BEGIN PROVIDED DATA

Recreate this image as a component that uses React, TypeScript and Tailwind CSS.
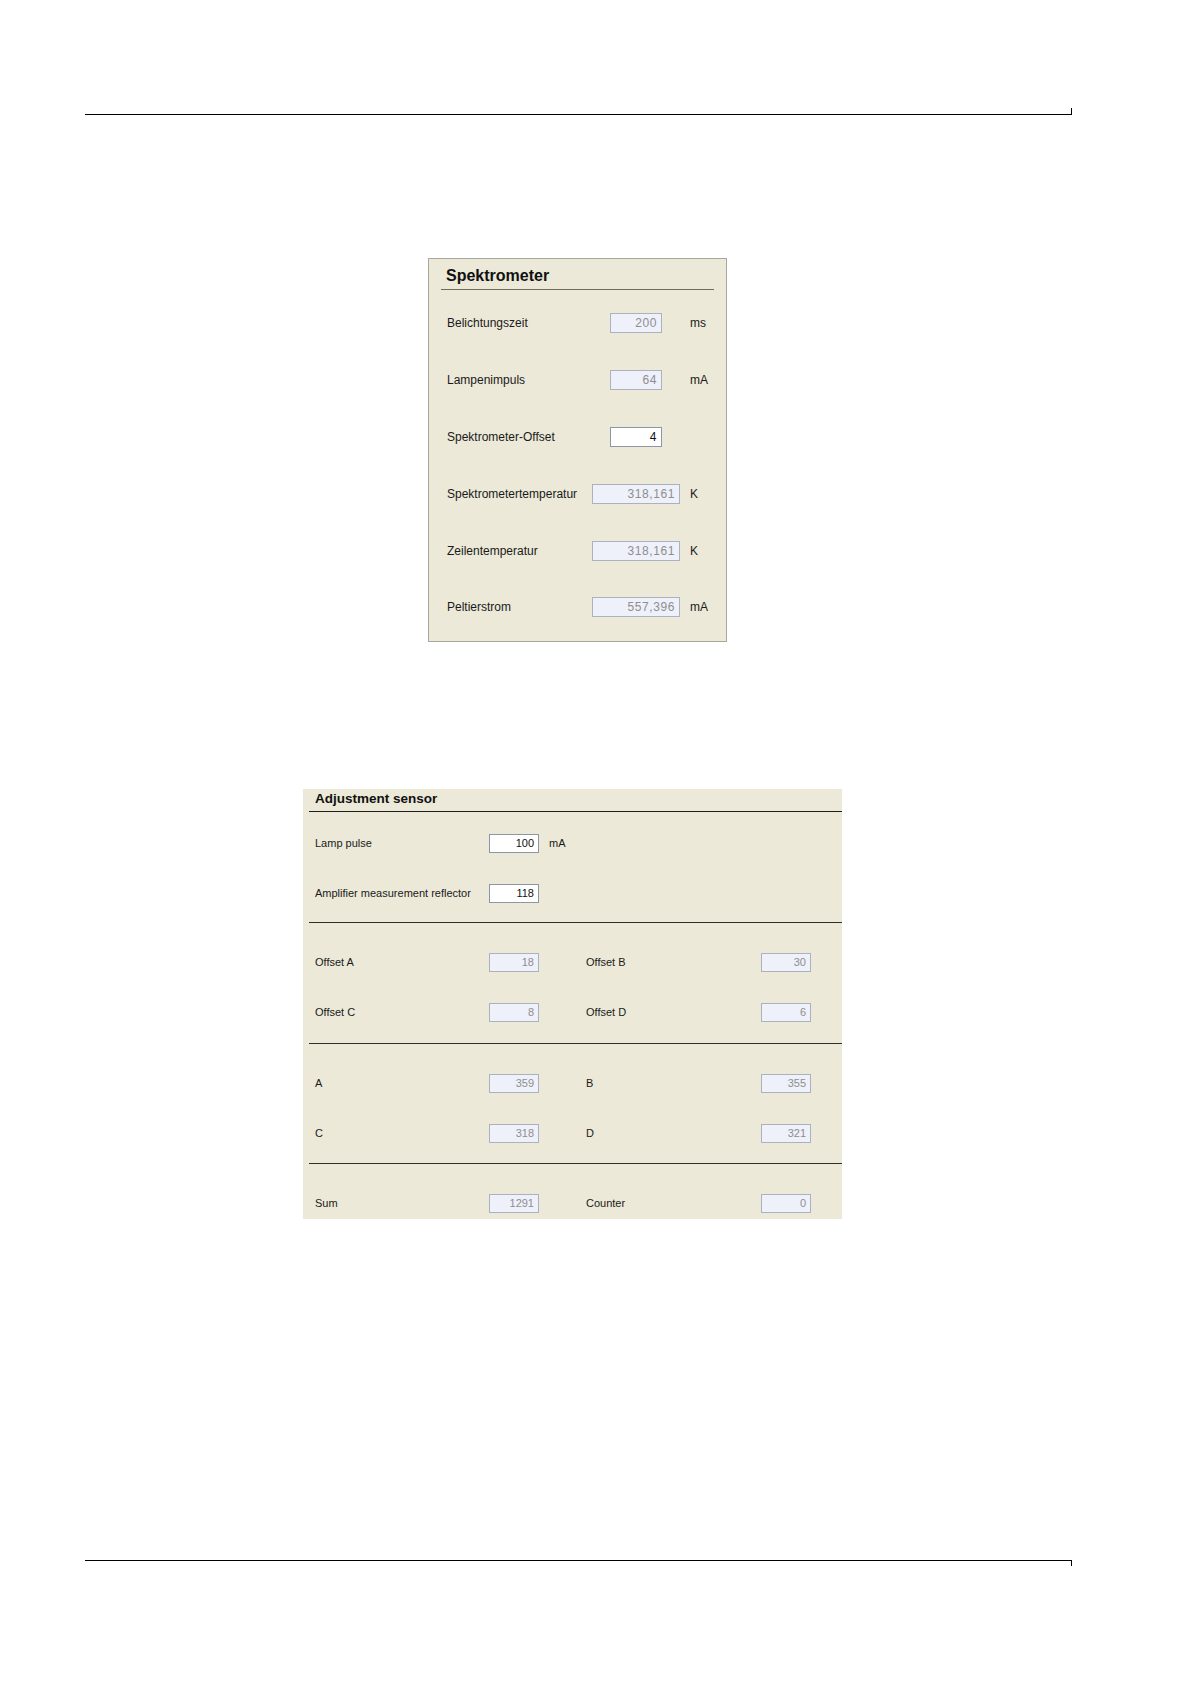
import React from "react";

const font = { fontFamily: '"Liberation Sans", Arial, sans-serif' };

function Field({
  value,
  editable,
  w,
  big,
}: {
  value: string;
  editable?: boolean;
  w: string;
  big?: boolean;
}) {
  return (
    <div
      className={
        "flex items-center justify-end pr-[4px] border " +
        w +
        (big ? " h-[20px] text-[12px] tracking-[0.6px]" : " h-[19px] text-[11px]") +
        (editable
          ? " bg-white border-[#8c96a4] text-[#111]"
          : " bg-[#eef0fa] border-[#aab2c0] text-[#8e8e8e]")
      }
    >
      {value}
    </div>
  );
}

function SpekRow({
  label,
  value,
  unit,
  wide,
  editable,
}: {
  label: string;
  value: string;
  unit?: string;
  wide?: boolean;
  editable?: boolean;
}) {
  return (
    <div className="flex items-center h-[56.8px] pl-[18px]">
      <div className="w-[145px] text-[12px] text-[#1a1a1a]">{label}</div>
      <div className="w-[88px] flex justify-center">
        <Field value={value} editable={editable} w={wide ? "w-[88px]" : "w-[52px]"} big />
      </div>
      <div className="ml-[10px] text-[12px] text-[#1a1a1a]">{unit}</div>
    </div>
  );
}

function AdjRow({
  l1,
  v1,
  e1,
  unit,
  l2,
  v2,
}: {
  l1: string;
  v1: string;
  e1?: boolean;
  unit?: string;
  l2?: string;
  v2?: string;
}) {
  return (
    <div className="flex items-center h-[50px] pl-[12px] text-[11px] text-[#1a1a1a]">
      <div className="w-[174px]">{l1}</div>
      <Field value={v1} editable={e1} w="w-[50px]" />
      {unit ? <div className="ml-[10px]">{unit}</div> : null}
      {l2 !== undefined ? (
        <>
          <div className="ml-[47px] w-[175px]">{l2}</div>
          <Field value={v2 || ""} w="w-[50px]" />
        </>
      ) : null}
    </div>
  );
}

function Sep() {
  return <div className="ml-[6px] h-px bg-[#2e2e2a]" />;
}

export default function App() {
  return (
    <div className="w-[1190px] h-[1684px] bg-white overflow-hidden" style={font}>
      {/* header rule */}
      <div className="pt-[114px]">
        <div className="ml-[85px] w-[987px] h-px bg-black relative">
          <div className="absolute right-0 bottom-0 w-px h-[7px] bg-black" />
        </div>
      </div>

      {/* Spektrometer panel */}
      <div className="mt-[143px] ml-[428px] w-[299px] h-[384px] bg-[#ece9d8] border border-[#a9a79a]">
        <div className="pl-[17px] pt-[7px] h-[30px] text-[16px] font-bold text-[#111] leading-[19px]">
          Spektrometer
        </div>
        <div className="mx-[12px] h-px bg-[#6e6b5e]" />
        <div className="pt-[5px]">
          <SpekRow label="Belichtungszeit" value="200" unit="ms" />
          <SpekRow label="Lampenimpuls" value="64" unit="mA" />
          <SpekRow label="Spektrometer-Offset" value="4" editable />
          <SpekRow label="Spektrometertemperatur" value="318,161" unit="K" wide />
          <SpekRow label="Zeilentemperatur" value="318,161" unit="K" wide />
          <SpekRow label="Peltierstrom" value="557,396" unit="mA" wide />
        </div>
      </div>

      {/* Adjustment sensor panel */}
      <div className="mt-[147px] ml-[303px] w-[539px] h-[430px] bg-[#ece9d8] overflow-hidden">
        <div className="pl-[12px] h-[22px] text-[13.5px] font-bold text-[#111] leading-[20px]">
          Adjustment sensor
        </div>
        <div className="ml-[6px] h-px bg-[#1e1e1a]" />
        <div className="pt-[6px] pb-[4px] h-[110px]">
          <AdjRow l1="Lamp pulse" v1="100" e1 unit="mA" />
          <AdjRow l1="Amplifier measurement reflector" v1="118" e1 />
        </div>
        <Sep />
        <div className="pt-[14px] h-[120px]">
          <AdjRow l1="Offset A" v1="18" l2="Offset B" v2="30" />
          <AdjRow l1="Offset C" v1="8" l2="Offset D" v2="6" />
        </div>
        <Sep />
        <div className="pt-[14px] h-[119px]">
          <AdjRow l1="A" v1="359" l2="B" v2="355" />
          <AdjRow l1="C" v1="318" l2="D" v2="321" />
        </div>
        <Sep />
        <div className="pt-[14px]">
          <AdjRow l1="Sum" v1="1291" l2="Counter" v2="0" />
        </div>
      </div>

      {/* footer rule */}
      <div className="mt-[341px] ml-[85px] w-[987px] h-px bg-black relative">
        <div className="absolute right-0 top-0 w-px h-[6px] bg-black" />
      </div>
    </div>
  );
}
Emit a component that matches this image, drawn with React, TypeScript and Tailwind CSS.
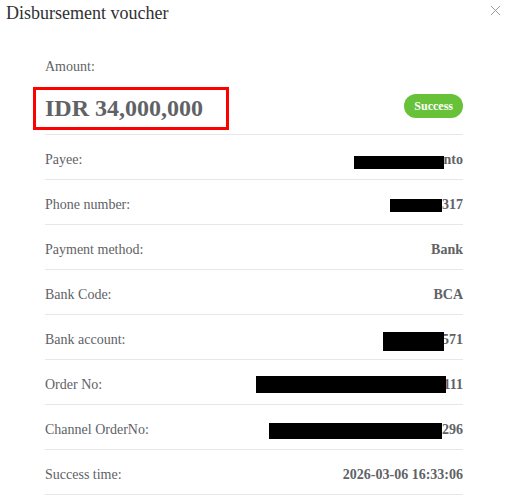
import React from 'react';

type Row = {
  label: string;
  value: string;
  mask?: { w: number; top: number; h: number; overlap?: boolean };
};

const ROWS: Row[] = [
  { label: 'Payee:', value: 'nto', mask: { w: 90, top: 6, h: 13 } },
  { label: 'Phone number:', value: '317', mask: { w: 52, top: 4, h: 13 } },
  { label: 'Payment method:', value: 'Bank' },
  { label: 'Bank Code:', value: 'BCA' },
  { label: 'Bank account:', value: '571', mask: { w: 61, top: 2, h: 19, overlap: true } },
  { label: 'Order No:', value: '111', mask: { w: 190, top: 1, h: 17, overlap: true } },
  { label: 'Channel OrderNo:', value: '296', mask: { w: 173, top: 3, h: 16 } },
  { label: 'Success time:', value: '2026-03-06 16:33:06' },
];

export default function App() {
  return (
    <div className="h-[499px] w-[511px] overflow-hidden bg-white font-['Liberation_Serif'] text-[#606266]">
      <div className="flex items-start justify-between pl-[6px] pr-[10px] pt-[1px]">
        <h1 className="text-[18px] leading-6 text-[#303133]">Disbursement voucher</h1>
        <svg className="mt-[4px] h-[11px] w-[11px] text-[#909399]" viewBox="0 0 12 12" fill="none" stroke="currentColor" strokeWidth="1">
          <path d="M1 1l10 10M11 1L1 11" />
        </svg>
      </div>

      <div className="pl-[45px] pr-[48px] pt-[32px]">
        <p className="text-[14px] leading-5">Amount:</p>
        <div className="mt-[15px] flex items-start justify-between border-b border-[#e4e7ed] pb-[10px]">
          <div className="relative">
            <span className="text-[24px] font-bold leading-8">IDR 34,000,000</span>
            <div className="absolute left-[-12px] top-[-5px] h-[43px] w-[196px] border-[3px] border-[#ff0000]" />
          </div>
          <span className="mt-[2px] rounded-full bg-[#67c23a] px-[10px] text-[12px] font-bold leading-6 text-white">Success</span>
        </div>

        {ROWS.map((row) => (
          <div key={row.label} className="flex justify-between border-b border-[#e4e7ed] pb-[9px] pt-[15px] text-[14px] leading-5">
            <span>{row.label}</span>
            <span className="relative font-bold">
              {row.mask && (
                <span
                  className={`absolute block bg-black ${row.mask.overlap ? 'right-[calc(100%-2px)]' : 'right-full'}`}
                  style={{ width: row.mask.w, top: row.mask.top, height: row.mask.h }}
                />
              )}
              {row.value}
            </span>
          </div>
        ))}
      </div>
    </div>
  );
}
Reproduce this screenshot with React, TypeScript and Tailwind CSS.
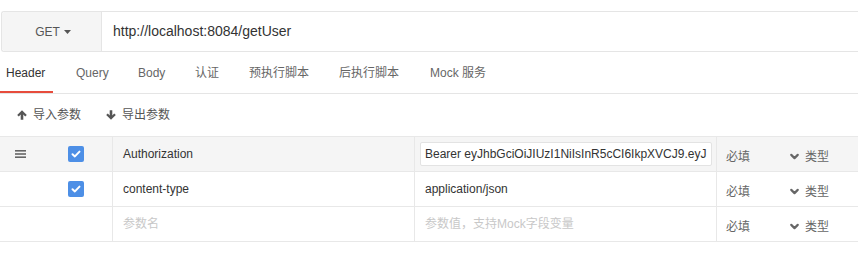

END PROVIDED DATA

-- EXERCISE --
What is the number of lines in the listing that include the word "this"? Give that number and nothing else.

-- FULL SOLUTION --
3